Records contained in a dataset
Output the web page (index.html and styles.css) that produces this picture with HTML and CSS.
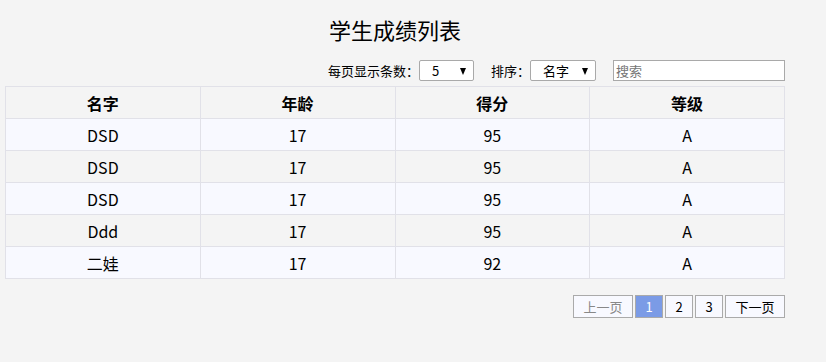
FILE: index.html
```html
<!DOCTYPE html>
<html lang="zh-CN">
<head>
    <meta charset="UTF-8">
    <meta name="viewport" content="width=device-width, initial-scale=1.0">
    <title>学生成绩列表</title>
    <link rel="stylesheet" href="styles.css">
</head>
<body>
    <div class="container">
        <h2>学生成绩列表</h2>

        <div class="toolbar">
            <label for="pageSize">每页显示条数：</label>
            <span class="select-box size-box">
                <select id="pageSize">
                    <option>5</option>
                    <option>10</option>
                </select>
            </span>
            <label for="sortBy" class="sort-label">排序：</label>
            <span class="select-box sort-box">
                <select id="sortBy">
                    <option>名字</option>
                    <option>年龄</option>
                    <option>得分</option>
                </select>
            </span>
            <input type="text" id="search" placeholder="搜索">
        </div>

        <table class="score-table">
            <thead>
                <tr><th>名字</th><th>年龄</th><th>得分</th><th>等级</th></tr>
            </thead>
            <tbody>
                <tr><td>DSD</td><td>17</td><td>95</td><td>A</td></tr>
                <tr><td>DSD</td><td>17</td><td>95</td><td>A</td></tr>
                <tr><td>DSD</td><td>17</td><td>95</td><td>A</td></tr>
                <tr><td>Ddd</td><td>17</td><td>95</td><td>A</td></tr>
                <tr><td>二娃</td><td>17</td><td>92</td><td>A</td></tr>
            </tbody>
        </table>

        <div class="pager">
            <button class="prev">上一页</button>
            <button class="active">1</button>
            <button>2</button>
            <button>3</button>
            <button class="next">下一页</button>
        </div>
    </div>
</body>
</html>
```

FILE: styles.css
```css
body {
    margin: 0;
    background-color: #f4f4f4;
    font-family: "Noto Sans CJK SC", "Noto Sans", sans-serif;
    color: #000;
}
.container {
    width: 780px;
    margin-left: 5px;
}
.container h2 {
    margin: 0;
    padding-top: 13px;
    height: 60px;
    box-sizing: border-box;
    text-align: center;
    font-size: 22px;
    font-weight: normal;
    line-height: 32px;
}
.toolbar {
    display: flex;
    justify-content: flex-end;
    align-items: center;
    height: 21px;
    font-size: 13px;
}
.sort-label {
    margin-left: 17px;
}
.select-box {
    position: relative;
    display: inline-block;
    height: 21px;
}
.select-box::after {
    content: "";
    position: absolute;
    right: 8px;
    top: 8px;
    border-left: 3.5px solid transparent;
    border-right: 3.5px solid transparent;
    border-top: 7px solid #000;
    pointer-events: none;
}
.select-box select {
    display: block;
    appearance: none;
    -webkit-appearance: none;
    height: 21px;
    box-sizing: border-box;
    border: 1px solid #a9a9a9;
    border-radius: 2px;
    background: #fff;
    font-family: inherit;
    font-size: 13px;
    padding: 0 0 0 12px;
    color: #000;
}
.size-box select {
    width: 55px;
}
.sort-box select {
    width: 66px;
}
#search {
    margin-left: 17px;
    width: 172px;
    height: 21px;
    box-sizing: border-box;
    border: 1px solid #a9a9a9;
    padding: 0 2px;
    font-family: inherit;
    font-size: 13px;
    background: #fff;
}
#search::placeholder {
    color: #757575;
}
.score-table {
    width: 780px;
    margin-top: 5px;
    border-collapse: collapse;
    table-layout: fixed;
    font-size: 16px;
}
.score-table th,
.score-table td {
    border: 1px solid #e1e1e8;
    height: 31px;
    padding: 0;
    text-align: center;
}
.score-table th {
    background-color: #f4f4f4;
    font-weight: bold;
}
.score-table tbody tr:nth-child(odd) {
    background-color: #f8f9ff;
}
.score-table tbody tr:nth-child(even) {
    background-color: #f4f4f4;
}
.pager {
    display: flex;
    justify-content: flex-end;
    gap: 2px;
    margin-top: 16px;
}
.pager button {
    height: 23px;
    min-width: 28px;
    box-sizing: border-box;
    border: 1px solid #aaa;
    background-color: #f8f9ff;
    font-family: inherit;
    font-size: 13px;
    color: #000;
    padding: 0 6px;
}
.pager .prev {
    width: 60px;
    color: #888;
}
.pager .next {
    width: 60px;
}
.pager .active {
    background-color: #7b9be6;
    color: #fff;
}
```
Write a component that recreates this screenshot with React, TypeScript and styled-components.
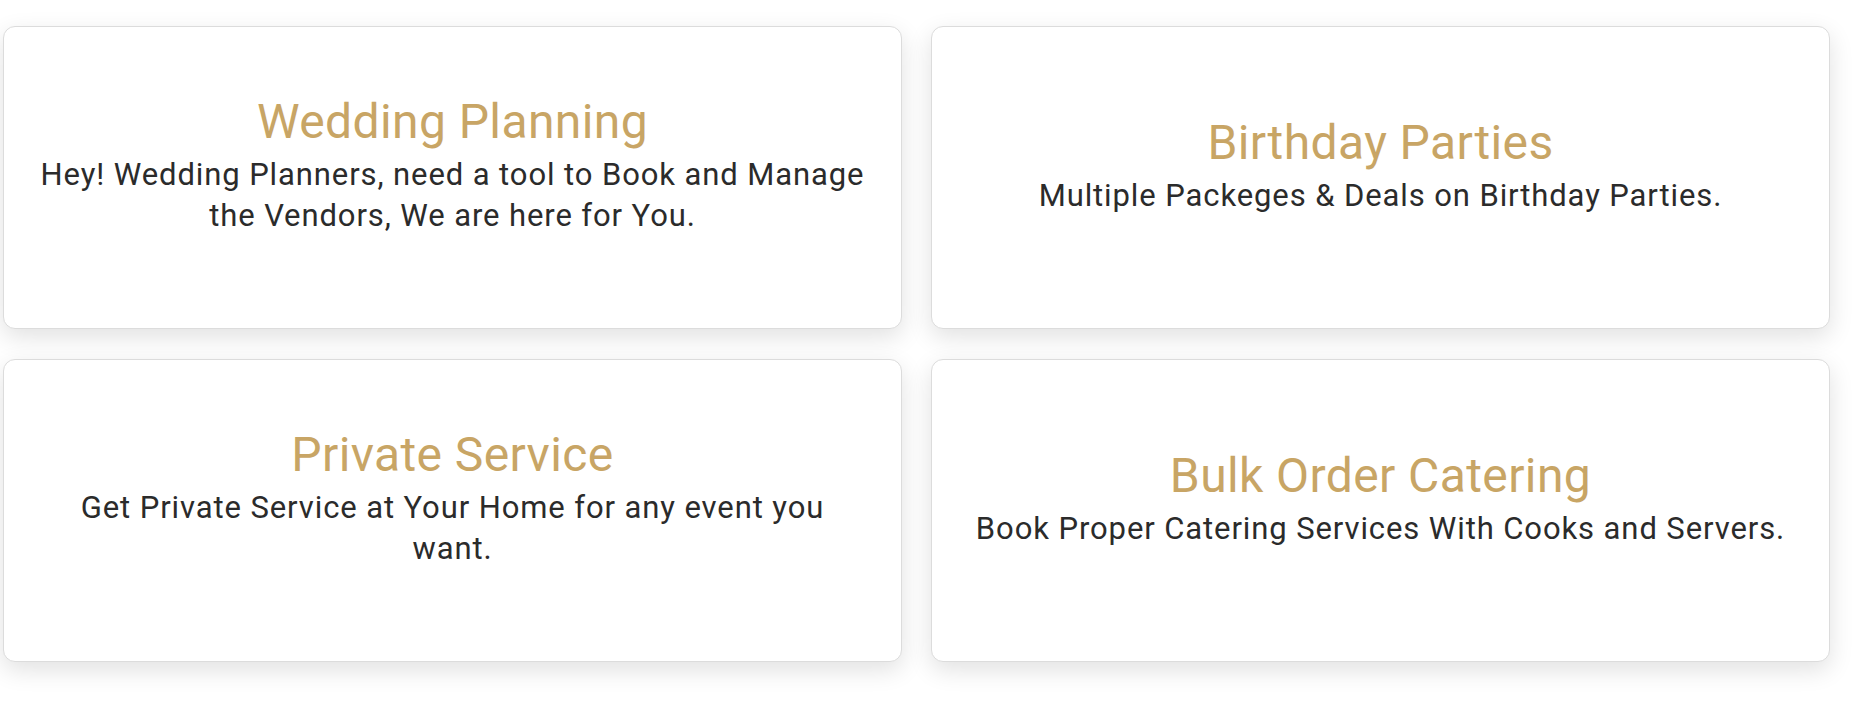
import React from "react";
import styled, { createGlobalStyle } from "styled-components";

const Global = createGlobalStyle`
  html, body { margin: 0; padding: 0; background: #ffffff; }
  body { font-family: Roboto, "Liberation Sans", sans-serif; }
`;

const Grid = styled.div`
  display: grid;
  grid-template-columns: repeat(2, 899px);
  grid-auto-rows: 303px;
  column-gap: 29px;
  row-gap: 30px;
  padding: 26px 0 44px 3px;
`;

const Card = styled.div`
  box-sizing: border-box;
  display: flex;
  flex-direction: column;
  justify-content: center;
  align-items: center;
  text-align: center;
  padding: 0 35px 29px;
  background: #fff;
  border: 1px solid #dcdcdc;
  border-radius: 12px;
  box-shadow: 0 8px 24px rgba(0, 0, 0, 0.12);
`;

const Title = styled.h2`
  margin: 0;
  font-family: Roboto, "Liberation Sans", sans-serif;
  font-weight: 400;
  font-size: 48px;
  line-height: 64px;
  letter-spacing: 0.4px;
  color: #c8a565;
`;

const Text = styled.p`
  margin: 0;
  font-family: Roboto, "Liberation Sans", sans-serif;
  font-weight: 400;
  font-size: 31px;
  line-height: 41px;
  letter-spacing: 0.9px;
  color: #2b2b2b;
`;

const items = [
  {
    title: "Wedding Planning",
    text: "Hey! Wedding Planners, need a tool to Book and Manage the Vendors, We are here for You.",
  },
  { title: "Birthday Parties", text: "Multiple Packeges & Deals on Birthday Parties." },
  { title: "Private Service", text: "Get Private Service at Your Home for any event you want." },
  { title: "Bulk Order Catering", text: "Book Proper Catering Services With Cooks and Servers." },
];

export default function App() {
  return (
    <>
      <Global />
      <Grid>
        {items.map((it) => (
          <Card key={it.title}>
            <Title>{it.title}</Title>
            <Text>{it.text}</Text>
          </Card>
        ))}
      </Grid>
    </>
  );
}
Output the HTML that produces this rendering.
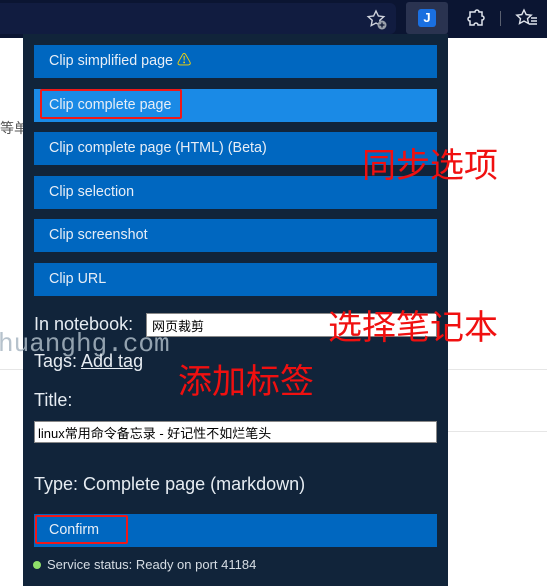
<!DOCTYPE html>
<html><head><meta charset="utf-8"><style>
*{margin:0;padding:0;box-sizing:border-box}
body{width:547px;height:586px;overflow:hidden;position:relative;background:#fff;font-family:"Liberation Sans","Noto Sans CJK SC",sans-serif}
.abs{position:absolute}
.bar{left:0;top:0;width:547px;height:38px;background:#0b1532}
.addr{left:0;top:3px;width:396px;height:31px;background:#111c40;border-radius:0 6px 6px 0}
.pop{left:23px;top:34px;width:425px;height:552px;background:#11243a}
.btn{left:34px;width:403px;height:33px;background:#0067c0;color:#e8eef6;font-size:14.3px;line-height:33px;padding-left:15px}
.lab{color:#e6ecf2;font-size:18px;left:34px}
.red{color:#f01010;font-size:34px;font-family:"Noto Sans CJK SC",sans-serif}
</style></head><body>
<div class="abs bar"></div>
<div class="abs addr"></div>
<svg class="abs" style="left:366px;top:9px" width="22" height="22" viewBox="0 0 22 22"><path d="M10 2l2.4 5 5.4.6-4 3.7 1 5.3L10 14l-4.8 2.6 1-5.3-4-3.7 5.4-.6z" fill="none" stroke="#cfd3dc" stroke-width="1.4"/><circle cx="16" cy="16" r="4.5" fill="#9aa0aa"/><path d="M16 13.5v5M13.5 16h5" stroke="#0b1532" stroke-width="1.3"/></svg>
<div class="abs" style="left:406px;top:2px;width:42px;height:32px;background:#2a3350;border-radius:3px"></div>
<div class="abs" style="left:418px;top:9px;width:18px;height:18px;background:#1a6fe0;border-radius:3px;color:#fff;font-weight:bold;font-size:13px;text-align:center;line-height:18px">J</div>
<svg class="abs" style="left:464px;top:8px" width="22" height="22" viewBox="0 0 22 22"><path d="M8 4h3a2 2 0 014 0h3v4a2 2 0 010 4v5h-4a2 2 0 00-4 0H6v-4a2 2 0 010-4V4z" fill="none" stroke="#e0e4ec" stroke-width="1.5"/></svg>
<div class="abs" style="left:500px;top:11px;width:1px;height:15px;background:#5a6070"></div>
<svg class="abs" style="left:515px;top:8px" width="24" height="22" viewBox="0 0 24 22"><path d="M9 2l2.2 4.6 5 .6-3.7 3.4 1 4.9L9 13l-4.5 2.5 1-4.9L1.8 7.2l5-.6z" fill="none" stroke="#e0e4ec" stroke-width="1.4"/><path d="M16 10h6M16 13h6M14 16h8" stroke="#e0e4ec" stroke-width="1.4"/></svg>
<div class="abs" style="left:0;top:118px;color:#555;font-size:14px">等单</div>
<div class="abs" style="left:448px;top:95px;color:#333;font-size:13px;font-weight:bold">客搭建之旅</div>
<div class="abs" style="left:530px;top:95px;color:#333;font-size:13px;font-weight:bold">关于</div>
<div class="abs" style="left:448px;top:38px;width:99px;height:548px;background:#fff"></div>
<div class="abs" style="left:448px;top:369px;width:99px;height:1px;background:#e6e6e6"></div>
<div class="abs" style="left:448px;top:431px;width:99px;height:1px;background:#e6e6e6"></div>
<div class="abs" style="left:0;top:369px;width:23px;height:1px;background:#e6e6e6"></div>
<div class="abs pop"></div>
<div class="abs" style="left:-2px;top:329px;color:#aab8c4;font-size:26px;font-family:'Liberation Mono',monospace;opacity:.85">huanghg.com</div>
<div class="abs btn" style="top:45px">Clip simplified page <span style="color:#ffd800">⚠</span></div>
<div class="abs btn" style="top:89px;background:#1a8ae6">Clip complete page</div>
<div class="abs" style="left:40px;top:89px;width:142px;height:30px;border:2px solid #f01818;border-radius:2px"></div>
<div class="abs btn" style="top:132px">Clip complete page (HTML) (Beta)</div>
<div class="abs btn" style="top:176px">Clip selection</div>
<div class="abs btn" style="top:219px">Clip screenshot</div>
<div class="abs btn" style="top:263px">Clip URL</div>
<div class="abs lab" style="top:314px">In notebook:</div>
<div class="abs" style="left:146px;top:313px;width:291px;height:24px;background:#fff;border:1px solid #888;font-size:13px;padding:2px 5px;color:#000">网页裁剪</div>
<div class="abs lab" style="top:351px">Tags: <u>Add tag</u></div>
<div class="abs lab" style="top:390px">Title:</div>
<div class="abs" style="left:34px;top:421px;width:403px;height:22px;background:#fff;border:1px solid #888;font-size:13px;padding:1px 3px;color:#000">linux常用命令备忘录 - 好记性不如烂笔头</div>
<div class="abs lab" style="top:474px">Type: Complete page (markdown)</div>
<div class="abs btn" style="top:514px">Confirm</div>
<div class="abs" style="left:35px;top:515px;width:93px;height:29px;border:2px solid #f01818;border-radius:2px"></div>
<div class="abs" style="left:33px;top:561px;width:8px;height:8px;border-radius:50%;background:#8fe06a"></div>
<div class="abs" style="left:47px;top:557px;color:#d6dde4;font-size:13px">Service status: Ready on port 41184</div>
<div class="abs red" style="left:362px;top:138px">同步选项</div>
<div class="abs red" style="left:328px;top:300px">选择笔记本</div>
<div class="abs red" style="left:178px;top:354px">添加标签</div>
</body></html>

BRIEF. Copy every line of the records above that holds the word "index".

PROBLEM SOLUTION.
Output the web page (index.html and styles.css) that produces this picture with HTML and CSS.
FILE: index.html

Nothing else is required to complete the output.